→ **Collected data**:
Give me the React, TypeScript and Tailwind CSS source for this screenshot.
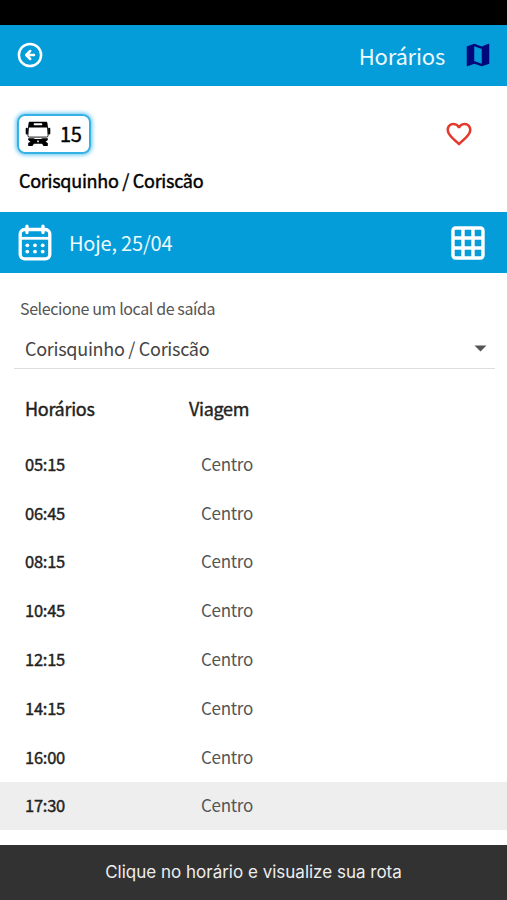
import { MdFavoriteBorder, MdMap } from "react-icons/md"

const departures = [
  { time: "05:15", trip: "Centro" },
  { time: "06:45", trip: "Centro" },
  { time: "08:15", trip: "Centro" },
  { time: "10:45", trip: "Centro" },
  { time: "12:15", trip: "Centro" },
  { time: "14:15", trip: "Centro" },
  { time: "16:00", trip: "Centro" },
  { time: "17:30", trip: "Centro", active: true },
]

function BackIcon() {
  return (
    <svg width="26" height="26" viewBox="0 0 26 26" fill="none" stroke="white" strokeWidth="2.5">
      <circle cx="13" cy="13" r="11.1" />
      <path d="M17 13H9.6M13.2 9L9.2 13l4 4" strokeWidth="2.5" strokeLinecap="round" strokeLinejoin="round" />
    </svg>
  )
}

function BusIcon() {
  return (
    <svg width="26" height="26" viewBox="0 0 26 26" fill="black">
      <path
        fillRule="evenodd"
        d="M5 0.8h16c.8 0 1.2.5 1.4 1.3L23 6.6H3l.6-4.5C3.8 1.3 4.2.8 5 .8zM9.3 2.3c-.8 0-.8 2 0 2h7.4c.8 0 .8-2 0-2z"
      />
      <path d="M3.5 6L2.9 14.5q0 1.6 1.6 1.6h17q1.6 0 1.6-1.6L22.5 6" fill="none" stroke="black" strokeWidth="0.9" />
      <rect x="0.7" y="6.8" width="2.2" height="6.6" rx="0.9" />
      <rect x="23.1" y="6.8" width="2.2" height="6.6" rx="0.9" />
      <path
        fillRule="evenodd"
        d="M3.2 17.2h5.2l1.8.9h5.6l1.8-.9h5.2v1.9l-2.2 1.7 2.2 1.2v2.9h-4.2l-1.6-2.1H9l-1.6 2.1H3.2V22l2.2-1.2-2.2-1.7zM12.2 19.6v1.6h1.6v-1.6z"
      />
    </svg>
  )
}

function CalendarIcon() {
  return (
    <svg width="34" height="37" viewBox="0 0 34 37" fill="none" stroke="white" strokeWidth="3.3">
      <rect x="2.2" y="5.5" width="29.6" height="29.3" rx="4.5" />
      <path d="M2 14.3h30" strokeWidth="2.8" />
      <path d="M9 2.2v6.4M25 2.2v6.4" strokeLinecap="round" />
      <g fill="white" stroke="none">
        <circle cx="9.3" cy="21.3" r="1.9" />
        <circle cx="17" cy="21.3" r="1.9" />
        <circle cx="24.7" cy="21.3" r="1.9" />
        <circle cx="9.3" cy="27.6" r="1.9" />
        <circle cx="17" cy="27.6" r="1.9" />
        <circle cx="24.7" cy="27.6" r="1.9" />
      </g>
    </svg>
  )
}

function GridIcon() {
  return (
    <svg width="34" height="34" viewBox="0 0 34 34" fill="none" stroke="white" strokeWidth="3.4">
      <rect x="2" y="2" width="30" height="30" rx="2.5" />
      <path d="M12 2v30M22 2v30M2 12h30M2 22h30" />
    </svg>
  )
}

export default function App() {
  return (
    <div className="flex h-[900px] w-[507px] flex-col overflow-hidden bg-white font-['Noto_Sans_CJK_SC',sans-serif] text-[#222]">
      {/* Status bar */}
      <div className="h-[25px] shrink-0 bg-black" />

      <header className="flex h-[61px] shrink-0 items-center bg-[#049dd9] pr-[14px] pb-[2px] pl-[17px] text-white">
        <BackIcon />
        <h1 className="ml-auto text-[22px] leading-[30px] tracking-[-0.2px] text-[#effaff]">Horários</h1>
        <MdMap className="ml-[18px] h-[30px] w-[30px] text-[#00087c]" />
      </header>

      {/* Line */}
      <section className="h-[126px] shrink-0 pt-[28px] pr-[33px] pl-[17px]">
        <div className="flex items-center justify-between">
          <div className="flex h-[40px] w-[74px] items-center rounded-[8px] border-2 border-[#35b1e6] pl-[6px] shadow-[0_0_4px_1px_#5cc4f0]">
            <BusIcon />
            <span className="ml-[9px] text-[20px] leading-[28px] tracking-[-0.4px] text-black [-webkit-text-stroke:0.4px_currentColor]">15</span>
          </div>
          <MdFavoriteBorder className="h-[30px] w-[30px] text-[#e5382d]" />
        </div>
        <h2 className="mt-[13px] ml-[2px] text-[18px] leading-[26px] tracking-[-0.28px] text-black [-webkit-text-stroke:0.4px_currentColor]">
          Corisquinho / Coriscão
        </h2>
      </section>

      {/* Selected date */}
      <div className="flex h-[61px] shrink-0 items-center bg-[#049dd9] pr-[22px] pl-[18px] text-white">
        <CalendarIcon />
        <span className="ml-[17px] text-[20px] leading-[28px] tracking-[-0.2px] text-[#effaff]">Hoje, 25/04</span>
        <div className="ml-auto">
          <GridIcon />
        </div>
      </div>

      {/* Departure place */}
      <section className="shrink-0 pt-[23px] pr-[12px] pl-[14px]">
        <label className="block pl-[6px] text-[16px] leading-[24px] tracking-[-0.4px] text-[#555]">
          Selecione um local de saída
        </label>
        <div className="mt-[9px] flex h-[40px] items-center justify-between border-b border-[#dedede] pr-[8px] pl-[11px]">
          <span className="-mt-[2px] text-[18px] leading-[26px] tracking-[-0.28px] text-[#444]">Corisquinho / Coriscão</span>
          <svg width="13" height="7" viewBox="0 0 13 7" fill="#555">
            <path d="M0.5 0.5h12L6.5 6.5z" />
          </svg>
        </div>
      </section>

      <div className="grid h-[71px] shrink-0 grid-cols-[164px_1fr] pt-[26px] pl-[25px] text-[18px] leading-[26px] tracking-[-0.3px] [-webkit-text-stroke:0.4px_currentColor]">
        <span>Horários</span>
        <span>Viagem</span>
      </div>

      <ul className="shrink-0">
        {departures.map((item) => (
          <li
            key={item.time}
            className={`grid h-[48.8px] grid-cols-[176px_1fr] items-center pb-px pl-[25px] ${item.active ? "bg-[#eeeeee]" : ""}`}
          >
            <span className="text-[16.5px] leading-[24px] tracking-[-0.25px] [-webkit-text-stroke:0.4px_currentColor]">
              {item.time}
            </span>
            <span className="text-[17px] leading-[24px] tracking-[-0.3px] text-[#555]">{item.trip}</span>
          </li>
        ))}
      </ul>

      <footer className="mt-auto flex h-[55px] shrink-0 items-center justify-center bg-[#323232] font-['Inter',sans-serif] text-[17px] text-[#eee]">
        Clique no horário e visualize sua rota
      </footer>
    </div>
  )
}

→ **Exercise**: Without the pictures, repeat the listing above exactly.

→ **Response to this exercise**:
Give me the React, TypeScript and Tailwind CSS source for this screenshot.
import { MdFavoriteBorder, MdMap } from "react-icons/md"

const departures = [
  { time: "05:15", trip: "Centro" },
  { time: "06:45", trip: "Centro" },
  { time: "08:15", trip: "Centro" },
  { time: "10:45", trip: "Centro" },
  { time: "12:15", trip: "Centro" },
  { time: "14:15", trip: "Centro" },
  { time: "16:00", trip: "Centro" },
  { time: "17:30", trip: "Centro", active: true },
]

function BackIcon() {
  return (
    <svg width="26" height="26" viewBox="0 0 26 26" fill="none" stroke="white" strokeWidth="2.5">
      <circle cx="13" cy="13" r="11.1" />
      <path d="M17 13H9.6M13.2 9L9.2 13l4 4" strokeWidth="2.5" strokeLinecap="round" strokeLinejoin="round" />
    </svg>
  )
}

function BusIcon() {
  return (
    <svg width="26" height="26" viewBox="0 0 26 26" fill="black">
      <path
        fillRule="evenodd"
        d="M5 0.8h16c.8 0 1.2.5 1.4 1.3L23 6.6H3l.6-4.5C3.8 1.3 4.2.8 5 .8zM9.3 2.3c-.8 0-.8 2 0 2h7.4c.8 0 .8-2 0-2z"
      />
      <path d="M3.5 6L2.9 14.5q0 1.6 1.6 1.6h17q1.6 0 1.6-1.6L22.5 6" fill="none" stroke="black" strokeWidth="0.9" />
      <rect x="0.7" y="6.8" width="2.2" height="6.6" rx="0.9" />
      <rect x="23.1" y="6.8" width="2.2" height="6.6" rx="0.9" />
      <path
        fillRule="evenodd"
        d="M3.2 17.2h5.2l1.8.9h5.6l1.8-.9h5.2v1.9l-2.2 1.7 2.2 1.2v2.9h-4.2l-1.6-2.1H9l-1.6 2.1H3.2V22l2.2-1.2-2.2-1.7zM12.2 19.6v1.6h1.6v-1.6z"
      />
    </svg>
  )
}

function CalendarIcon() {
  return (
    <svg width="34" height="37" viewBox="0 0 34 37" fill="none" stroke="white" strokeWidth="3.3">
      <rect x="2.2" y="5.5" width="29.6" height="29.3" rx="4.5" />
      <path d="M2 14.3h30" strokeWidth="2.8" />
      <path d="M9 2.2v6.4M25 2.2v6.4" strokeLinecap="round" />
      <g fill="white" stroke="none">
        <circle cx="9.3" cy="21.3" r="1.9" />
        <circle cx="17" cy="21.3" r="1.9" />
        <circle cx="24.7" cy="21.3" r="1.9" />
        <circle cx="9.3" cy="27.6" r="1.9" />
        <circle cx="17" cy="27.6" r="1.9" />
        <circle cx="24.7" cy="27.6" r="1.9" />
      </g>
    </svg>
  )
}

function GridIcon() {
  return (
    <svg width="34" height="34" viewBox="0 0 34 34" fill="none" stroke="white" strokeWidth="3.4">
      <rect x="2" y="2" width="30" height="30" rx="2.5" />
      <path d="M12 2v30M22 2v30M2 12h30M2 22h30" />
    </svg>
  )
}

export default function App() {
  return (
    <div className="flex h-[900px] w-[507px] flex-col overflow-hidden bg-white font-['Noto_Sans_CJK_SC',sans-serif] text-[#222]">
      {/* Status bar */}
      <div className="h-[25px] shrink-0 bg-black" />

      <header className="flex h-[61px] shrink-0 items-center bg-[#049dd9] pr-[14px] pb-[2px] pl-[17px] text-white">
        <BackIcon />
        <h1 className="ml-auto text-[22px] leading-[30px] tracking-[-0.2px] text-[#effaff]">Horários</h1>
        <MdMap className="ml-[18px] h-[30px] w-[30px] text-[#00087c]" />
      </header>

      {/* Line */}
      <section className="h-[126px] shrink-0 pt-[28px] pr-[33px] pl-[17px]">
        <div className="flex items-center justify-between">
          <div className="flex h-[40px] w-[74px] items-center rounded-[8px] border-2 border-[#35b1e6] pl-[6px] shadow-[0_0_4px_1px_#5cc4f0]">
            <BusIcon />
            <span className="ml-[9px] text-[20px] leading-[28px] tracking-[-0.4px] text-black [-webkit-text-stroke:0.4px_currentColor]">15</span>
          </div>
          <MdFavoriteBorder className="h-[30px] w-[30px] text-[#e5382d]" />
        </div>
        <h2 className="mt-[13px] ml-[2px] text-[18px] leading-[26px] tracking-[-0.28px] text-black [-webkit-text-stroke:0.4px_currentColor]">
          Corisquinho / Coriscão
        </h2>
      </section>

      {/* Selected date */}
      <div className="flex h-[61px] shrink-0 items-center bg-[#049dd9] pr-[22px] pl-[18px] text-white">
        <CalendarIcon />
        <span className="ml-[17px] text-[20px] leading-[28px] tracking-[-0.2px] text-[#effaff]">Hoje, 25/04</span>
        <div className="ml-auto">
          <GridIcon />
        </div>
      </div>

      {/* Departure place */}
      <section className="shrink-0 pt-[23px] pr-[12px] pl-[14px]">
        <label className="block pl-[6px] text-[16px] leading-[24px] tracking-[-0.4px] text-[#555]">
          Selecione um local de saída
        </label>
        <div className="mt-[9px] flex h-[40px] items-center justify-between border-b border-[#dedede] pr-[8px] pl-[11px]">
          <span className="-mt-[2px] text-[18px] leading-[26px] tracking-[-0.28px] text-[#444]">Corisquinho / Coriscão</span>
          <svg width="13" height="7" viewBox="0 0 13 7" fill="#555">
            <path d="M0.5 0.5h12L6.5 6.5z" />
          </svg>
        </div>
      </section>

      <div className="grid h-[71px] shrink-0 grid-cols-[164px_1fr] pt-[26px] pl-[25px] text-[18px] leading-[26px] tracking-[-0.3px] [-webkit-text-stroke:0.4px_currentColor]">
        <span>Horários</span>
        <span>Viagem</span>
      </div>

      <ul className="shrink-0">
        {departures.map((item) => (
          <li
            key={item.time}
            className={`grid h-[48.8px] grid-cols-[176px_1fr] items-center pb-px pl-[25px] ${item.active ? "bg-[#eeeeee]" : ""}`}
          >
            <span className="text-[16.5px] leading-[24px] tracking-[-0.25px] [-webkit-text-stroke:0.4px_currentColor]">
              {item.time}
            </span>
            <span className="text-[17px] leading-[24px] tracking-[-0.3px] text-[#555]">{item.trip}</span>
          </li>
        ))}
      </ul>

      <footer className="mt-auto flex h-[55px] shrink-0 items-center justify-center bg-[#323232] font-['Inter',sans-serif] text-[17px] text-[#eee]">
        Clique no horário e visualize sua rota
      </footer>
    </div>
  )
}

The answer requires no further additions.